Les activités de l’Eglise, déjà surveillées étroitement, sont rendues encore plus difficiles à exercer : quatre catéchistes catholiques du diocèse de Myitkyina ont été arrêtés par les militaires alors qu’ils se rendaient dans des villages isolés. Dans le diocèse de Banmaw, tout proche, l’Eglise a mis à disposition des réfugiés les provisions de nourriture des pensionnats, lesquels ont dû fermer en raison des combats.

Jeudi 16 juin, la KIA a demandé à la Chine d’intervenir en tant que pays tiers, afin d’encadrer d’éventuels pourparlers. Mais Pékin s’est contenté d’un bref communiqué, appelant les deux parties « au calme et à la retenue ». D’importants intérêts économiques étant en jeu dans cette région de l’Etat kachin qui abrite certains de ses projets les plus ambitieux (les barrages controversés comme des projets de pipe-line qui transporteront du gaz et du pétrole en Chine), le refus de Pékin n’a pas surpris.

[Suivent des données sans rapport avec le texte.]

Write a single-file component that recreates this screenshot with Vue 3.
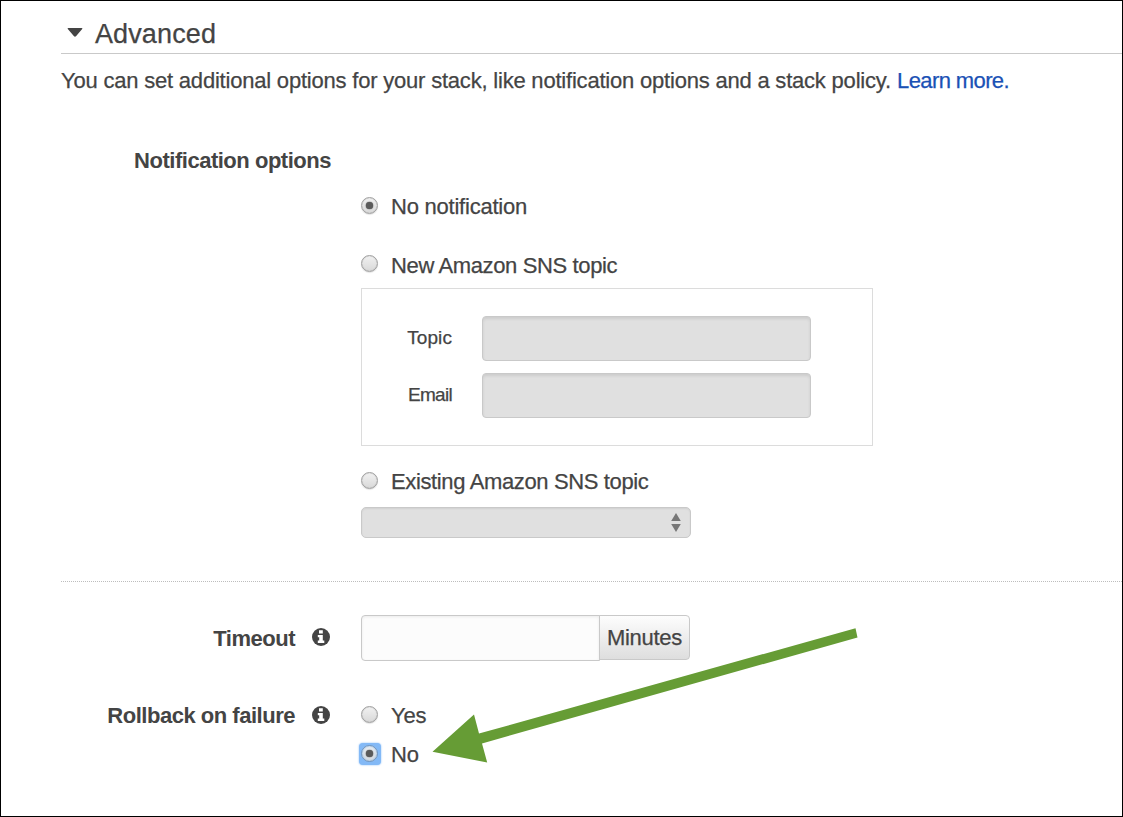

Certains analystes soulignent que la tentative de reprise en main de la partie nord de l’Etat kachin par l’armée a suivi de peu la visite en Chine de Thein Sein, le nouveau chef de l’Etat birman, destinée à « resserrer la collaboration économique » entre les deux pays. Des pressions de la Chine afin que soit « sécurisée » la zone des grands barrages ne sont pas à écarter, affirment ces observateurs (5).